July 15, 1919
The U.S. Army’s Cross-Country Motor Transport Train, just over a week after leaving Washington, D.C., to embark on its pioneering transcontinental journey, was traveling through Ohio and struggling with the aftereffects of heavy rain that threatened to significantly slow down the convoy. The California-bound procession of vehicles had crossed over into Ohio from Pennsylvania on July 12 and initially enjoyed clear weather while moving through the Buckeye State.
“Fair and warm,” was the shorthand weather report given by First Lieutenant Elwell R. Jackson in his daily log entry for July 13. He and the other soldiers in the convoy ended up in the Ohio village (now city) of Columbiana on that Sunday for what turned out to be one of the highlights of the entire trip: a visit to tire industrialist Harvey S. Firestone’s lavish family homestead, Harbel Manor. Firestone had made transportation history nearly two decades earlier when he founded the Firestone and Rubber Company, which became one of the first global makers of automotive tires.

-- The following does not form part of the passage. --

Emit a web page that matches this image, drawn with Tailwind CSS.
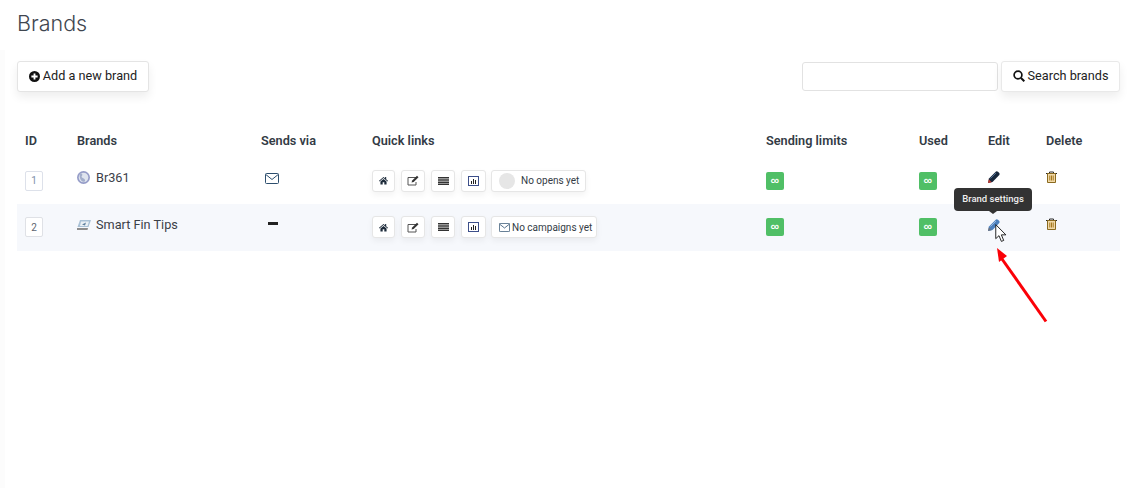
<!DOCTYPE html>
<html>
<head>
    <meta charset="utf-8" />
    <script src="https://cdn.jsdelivr.net/npm/@tailwindcss/browser@4"></script>
    <title>Brands</title>
</head>
<body class="bg-white font-['Roboto',sans-serif] text-[#333b45]">
    <div class="relative h-[488px] w-[1132px] overflow-hidden pl-[17px] pr-[12px] pt-[10px]">

        <div class="absolute bottom-0 left-0 top-[50px] w-[5px] bg-[#fcfcfc]"></div>

        <h1 class="h-[27px] font-['Inter',sans-serif] text-[21.500px] font-light leading-[27px] text-[#3f4650]">Brands</h1>

        <div class="mt-[24px] flex items-center justify-between">
            <button class="flex h-[31px] w-[132px] items-center justify-center gap-[3px] rounded-[3px] border border-[#e4e4e4] bg-white pb-[1px] text-[12.700px] text-[#222] shadow-[0_5px_10px_rgba(0,0,0,0.07)]">
                <svg class="h-[11px] w-[11px]" viewBox="0 0 12 12"><circle cx="6" cy="6" r="6" fill="#111"/><path d="M6 2.600v6.800M2.600 6h6.800" stroke="#fff" stroke-width="2"/></svg>
                Add a new brand
            </button>
            <div class="flex items-center gap-[3px]">
                <input class="h-[29px] w-[196px] rounded-[3px] border border-[#e2e2e2] bg-white" />
                <button class="flex h-[31px] w-[119px] items-center justify-center gap-[3px] rounded-[3px] border border-[#e9e9e9] bg-white pb-[1px] text-[12.700px] text-[#222] shadow-[0_5px_10px_rgba(0,0,0,0.07)]">
                    <svg class="h-[12px] w-[12px]" viewBox="0 0 12 12" fill="none" stroke="#111" stroke-width="1.700"><circle cx="5" cy="5" r="3.900"/><path d="M8 8l3.300 3.300" stroke-width="2"/></svg>
                    Search brands
                </button>
            </div>
        </div>

        <table class="mt-[32px] w-[1103px] table-fixed border-collapse text-left text-[12.700px]">
            <thead>
                <tr class="h-[33px] text-[#333b45]">
                    <th class="w-[52px] px-2 font-semibold">ID</th>
                    <th class="w-[184px] px-2 font-semibold">Brands</th>
                    <th class="w-[111px] px-2 font-semibold">Sends via</th>
                    <th class="w-[394px] px-2 font-semibold">Quick links</th>
                    <th class="w-[153px] px-2 font-semibold">Sending limits</th>
                    <th class="w-[69px] px-2 font-semibold">Used</th>
                    <th class="w-[58px] px-2 font-semibold">Edit</th>
                    <th class="w-[82px] px-2 font-semibold">Delete</th>
                </tr>
            </thead>
            <tbody>
                <tr class="h-[47px]">
                    <td class="px-2"><span class="flex h-[20px] w-[18px] items-center justify-center rounded-[2px] border border-[#dde1ea] text-[10px] text-[#7d8fa8]">1</span></td>
                    <td class="px-2 pb-[6px]">
                        <div class="flex items-center gap-[6px]">
                            <svg class="h-[13px] w-[13px]" viewBox="0 0 13 13"><circle cx="6.500" cy="6.500" r="6.500" fill="#959cc8"/><circle cx="6.500" cy="6.500" r="4.800" fill="#dfe4ee"/><path d="M3 2.800c1.500-.5 2.500 0 2.300 1.200S4 5.500 5 6.500s2.500 1 3 2.500-1 2-2 1.800C3.500 10 1.800 5 3 2.800z" fill="#a3aecb"/></svg>
                            <span class="text-[#3b4048]">Br361</span>
                        </div>
                    </td>
                    <td class="px-2 pb-[5px]">
                        <svg class="ml-[4px] h-[11px] w-[14px]" viewBox="0 0 14 11" fill="none" stroke="#2d4f6e" stroke-width="1"><rect x=".5" y=".5" width="13" height="10" rx="1"/><path d="M.8 1.500L7 6.500l6.200-5"/></svg>
                    </td>
                    <td class="px-2">
                        <div class="flex items-center">
                            <span class="flex h-[22px] w-[23px] items-center justify-center rounded-[3px] border border-[#e6e6e6] bg-white shadow-[0_3px_6px_rgba(0,0,0,0.05)]">
                                <svg class="h-[9px] w-[9px]" viewBox="0 0 10 10"><path d="M5 1L0 5.300l.6.700L5 2.300 9.400 6l.6-.7-2-1.700V1.200H6.800v1.300zM1.600 6v3.500h2.500V7h1.800v2.500h2.500V6L5 3.200z" fill="#1c2a3a"/></svg>
                            </span>
                            <span class="ml-[6px] flex h-[22px] w-[24px] items-center justify-center rounded-[3px] border border-[#e6e6e6] bg-white shadow-[0_3px_6px_rgba(0,0,0,0.05)]">
                                <svg class="h-[11px] w-[12px]" viewBox="0 0 12 11" fill="none"><path d="M9 2.500H1v7.500h8V7" stroke="#555" stroke-width="1"/><path d="M4.500 7.500L5.200 5.500 10 .8l1.500 1.500-4.800 4.700z" fill="#333"/></svg>
                            </span>
                            <span class="ml-[6px] flex h-[22px] w-[24px] items-center justify-center rounded-[3px] border border-[#e6e6e6] bg-white shadow-[0_3px_6px_rgba(0,0,0,0.05)]">
                                <svg class="h-[8px] w-[11px]" viewBox="0 0 11 8"><path d="M0 0h11v1.500H0zM0 2.200h11v1.500H0zM0 4.400h11v1.500H0zM0 6.500h11V8H0z" fill="#333"/></svg>
                            </span>
                            <span class="ml-[6px] flex h-[22px] w-[25px] items-center justify-center rounded-[3px] border border-[#e6e6e6] bg-white shadow-[0_3px_6px_rgba(0,0,0,0.05)]">
                                <svg class="h-[10px] w-[11px]" viewBox="0 0 11 10" fill="none"><rect x=".5" y=".5" width="10" height="9" stroke="#3d4f8a"/><path d="M3 5h1v3H3zM5 3h1v5H5zM7 4h1v4H7z" fill="#222"/></svg>
                            </span>
                            <span class="ml-[5px] flex h-[22px] w-[95px] items-center rounded-[3px] border border-[#e6e6e6] bg-white pl-[7px] text-[10px] text-[#333b45] shadow-[0_3px_6px_rgba(0,0,0,0.05)]">
                                <span class="h-[16px] w-[16px] rounded-full bg-[#e6e6e6]"></span>
                                <span class="ml-[6px]">No opens yet</span>
                            </span>
                        </div>
                    </td>
                    <td class="px-2"><span class="flex h-[18px] w-[18px] items-center justify-center rounded-[2px] bg-[#50bf66] text-[8px] font-bold leading-none text-white">∞</span></td>
                    <td class="px-2"><span class="flex h-[18px] w-[18px] items-center justify-center rounded-[2px] bg-[#50bf66] text-[8px] font-bold leading-none text-white">∞</span></td>
                    <td class="px-2 pb-[7px]">
                        <svg class="h-[12px] w-[12px]" viewBox="0 0 12 12"><path d="M0 12L1 7.500 8 .5Q9 0 10 .8L11.300 2Q12 3 11.300 4L4.500 11z" fill="#16263a"/><path d="M0 12L.8 8.300 3.700 11.200z" fill="#c0392f"/><path d="M2.500 7.500L8 2" stroke="#5b7fa8" stroke-width=".8"/></svg>
                    </td>
                    <td class="px-2 pb-[7px]">
                        <svg class="h-[12px] w-[11px]" viewBox="0 0 11 12" fill="none"><path d="M0 2.500h11M3.500 2.500V1h4v1.500" stroke="#2a2a2a"/><path d="M1.500 2.500h8v9h-8z" fill="#f1d9a8" stroke="#8a6a1f"/><path d="M3.800 4.500v5M5.500 4.500v5M7.200 4.500v5" stroke="#a5781f"/></svg>
                    </td>
                </tr>
                <tr class="h-[47px] bg-[#f6f8fc]">
                    <td class="px-2 pb-[1px]"><span class="flex h-[20px] w-[18px] items-center justify-center rounded-[2px] border border-[#dfe1e6] bg-white text-[10px] text-[#5c6470]">2</span></td>
                    <td class="px-2 pb-[5px]">
                        <div class="flex items-center gap-[5px]">
                            <svg class="h-[10px] w-[14px]" viewBox="0 0 14 10"><path d="M3 0h11l-2.500 7H.5z" fill="#a9c1d6"/><path d="M4 1.500h8L10.500 6H3z" fill="#eaf0f5"/><path d="M0 8h11l-.5 2H0z" fill="#8d8d8d"/><path d="M5 4.500l4-2-1 3z" fill="#5e7f9e"/></svg>
                            <span class="text-[#3b4048]">Smart Fin Tips</span>
                        </div>
                    </td>
                    <td class="px-2 pb-[9px]"><span class="ml-[7px] block h-[3px] w-[10px] bg-[#222]"></span></td>
                    <td class="px-2 pb-[1px]">
                        <div class="flex items-center">
                            <span class="flex h-[22px] w-[23px] items-center justify-center rounded-[3px] border border-[#e6e6e6] bg-white shadow-[0_3px_6px_rgba(0,0,0,0.05)]">
                                <svg class="h-[9px] w-[9px]" viewBox="0 0 10 10"><path d="M5 1L0 5.300l.6.700L5 2.300 9.400 6l.6-.7-2-1.700V1.200H6.800v1.300zM1.600 6v3.500h2.500V7h1.800v2.500h2.500V6L5 3.200z" fill="#1c2a3a"/></svg>
                            </span>
                            <span class="ml-[6px] flex h-[22px] w-[24px] items-center justify-center rounded-[3px] border border-[#e6e6e6] bg-white shadow-[0_3px_6px_rgba(0,0,0,0.05)]">
                                <svg class="h-[11px] w-[12px]" viewBox="0 0 12 11" fill="none"><path d="M9 2.500H1v7.500h8V7" stroke="#555" stroke-width="1"/><path d="M4.500 7.500L5.200 5.500 10 .8l1.500 1.500-4.800 4.700z" fill="#333"/></svg>
                            </span>
                            <span class="ml-[6px] flex h-[22px] w-[24px] items-center justify-center rounded-[3px] border border-[#e6e6e6] bg-white shadow-[0_3px_6px_rgba(0,0,0,0.05)]">
                                <svg class="h-[8px] w-[11px]" viewBox="0 0 11 8"><path d="M0 0h11v1.500H0zM0 2.200h11v1.500H0zM0 4.400h11v1.500H0zM0 6.500h11V8H0z" fill="#333"/></svg>
                            </span>
                            <span class="ml-[6px] flex h-[22px] w-[25px] items-center justify-center rounded-[3px] border border-[#e6e6e6] bg-white shadow-[0_3px_6px_rgba(0,0,0,0.05)]">
                                <svg class="h-[10px] w-[11px]" viewBox="0 0 11 10" fill="none"><rect x=".5" y=".5" width="10" height="9" stroke="#3d4f8a"/><path d="M3 5h1v3H3zM5 3h1v5H5zM7 4h1v4H7z" fill="#222"/></svg>
                            </span>
                            <span class="ml-[5px] flex h-[22px] w-[106px] items-center rounded-[3px] border border-[#e6e6e6] bg-white pl-[7px] text-[10px] text-[#333b45] shadow-[0_3px_6px_rgba(0,0,0,0.05)]">
                                <svg class="h-[9px] w-[11px]" viewBox="0 0 11 9" fill="none" stroke="#2d4f6e" stroke-width=".8"><rect x=".4" y=".4" width="10.200" height="8.200" rx=".8"/><path d="M.7 1.200L5.500 5l4.800-3.800"/></svg>
                                <span class="ml-[2px]">No campaigns yet</span>
                            </span>
                        </div>
                    </td>
                    <td class="px-2 pb-[1px]"><span class="flex h-[18px] w-[18px] items-center justify-center rounded-[2px] bg-[#50bf66] text-[8px] font-bold leading-none text-white">∞</span></td>
                    <td class="px-2 pb-[1px]"><span class="flex h-[18px] w-[18px] items-center justify-center rounded-[2px] bg-[#50bf66] text-[8px] font-bold leading-none text-white">∞</span></td>
                    <td class="px-2 pb-[5px]">
                        <svg class="h-[12px] w-[12px]" viewBox="0 0 12 12"><path d="M0 12L1 7.500 8 .5Q9 0 10 .8L11.300 2Q12 3 11.300 4L4.500 11z" fill="#4c80bd"/><path d="M0 12L.8 8.300 3.700 11.200z" fill="#6b7280"/><path d="M2.500 7.500L8 2" stroke="#a8c4e4" stroke-width=".8"/></svg>
                    </td>
                    <td class="px-2 pb-[7px]">
                        <svg class="h-[12px] w-[11px]" viewBox="0 0 11 12" fill="none"><path d="M0 2.500h11M3.500 2.500V1h4v1.500" stroke="#2a2a2a"/><path d="M1.500 2.500h8v9h-8z" fill="#f1d9a8" stroke="#8a6a1f"/><path d="M3.800 4.500v5M5.500 4.500v5M7.200 4.500v5" stroke="#a5781f"/></svg>
                    </td>
                </tr>
            </tbody>
        </table>

        <!-- tooltip over the edit icon -->
        <div class="absolute left-[954px] top-[188px] flex h-[23px] w-[78px] items-center justify-center rounded-[4px] bg-[#333] text-[9.500px] font-medium text-[#eee]">
            Brand settings
            <span class="absolute bottom-[-3px] left-[35px] h-0 w-0 border-x-[4px] border-t-[3px] border-x-transparent border-t-[#333]"></span>
        </div>

        <!-- mouse cursor -->
        <svg class="absolute left-[995px] top-[224px] h-[19px] w-[12px]" viewBox="0 0 13 21"><path d="M.7.700v15.500l3.600-3.300 2.600 6.300 2.600-1-2.600-6.200h5z" fill="#fff" stroke="#111" stroke-width="1"/></svg>

        <!-- red arrow annotation -->
        <svg class="absolute left-[990px] top-[245px] h-[80px] w-[60px]" viewBox="0 0 60 80"><path d="M56 76.500L12 14" stroke="#fb0007" stroke-width="3"/><path d="M7 3l10 8-8 6z" fill="#fb0007"/></svg>
    </div>
</body>
</html>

Unsurprisingly, Firestone was a huge supporter of the Cross-Country Motor Transport Train and its long-distance journey. He had even been on hand for the convoy’s departure from the Zero Milestone in the nation’s capital on July 7. Now that the members of that convoy were his guests at Harbel Manor, Firestone wasted no expense to give them and the many others in attendance that day a big and memorable welcome. “Here a fine dinner was served to over 400 guests in a large assembly tent,” noted Jackson in his log. “Music was furnished by a band, several soloists and a male trio.”
Firestone took time to address those gathered for the festive occasion. That day’s edition of the Akron Evening Times reported, “Mr. Firestone emphasized the difference in roads and transportation methods from the time when his grandfather cleared the wilderness and built the family home 103 years ago and the arrival of the soldiers by motor transport over paved highway and by automobile trucks.”
Others speaking to the group that day included Lieutenant Colonel Charles W. McClure, the convoy’s commander. McClure, according to the Akron Evening Times, “said the trip was for the purpose of demonstrating what can be done in motor transportation for army purposes, for making observations as to the value of the Lincoln Highway, which is the route being followed, and to stimulate interest in the motor transport and obtain enlistments.”
By the following afternoon, the convoy arrived in the town (present-day city) of Wooster and spent the night at a campground there. It rained heavily that night, with additional showers taking place the following morning. The difficulties with which the convoy’s 65 vehicles maneuvered out of what had become a mud-covered campground at around 6:45 a.m. on July 15 would serve as a harbinger of the tough trek that lay ahead that day.
Jackson recounted, “About five miles [8.1 kilometers] west of Wooster detour was necessary [on account of] construction work on Lincoln Highway – soft dirt road was encountered, made muddy by last night’s rain.” At 11:00 that morning, as noted by Jackson, the convoy encountered a non-weather complication when the rear wheels of one of its tankers went through the floor of a wooden culvert bridge that it was crossing. The tanker was extricated and towed away, and engineers on the convoy then spent three hours repairing the bridge so that all of the other vehicles could travel over it.
The Cross-Country Motor Transport Train continued to lumber along steadily but slowly on the muddied roads of north-central Ohio. The vehicles finally started making their way through Mansfield at 4:00 that afternoon, and many of the city’s residents – despite also having to deal with the soggy aftermath of the previous night’s downpour – lined up along the road to give the soldiers an enthusiastic welcome. That day’s edition of the Mansfield-based News-Journal proclaimed, “Greatest Motor Tour Ever Attempted Show Attainments of United States Government; Mansfielders Greet Leaders of Train.”
The slow-paced passing of the convoy through Mansfield underscored the adverse impact of the rainy weather and other on-the-road complications that day; the last of the vehicles did not make their way into the city until 10:00 that night. The convoy finished the day in the town (now city) of Bucyrus and camped there for the night.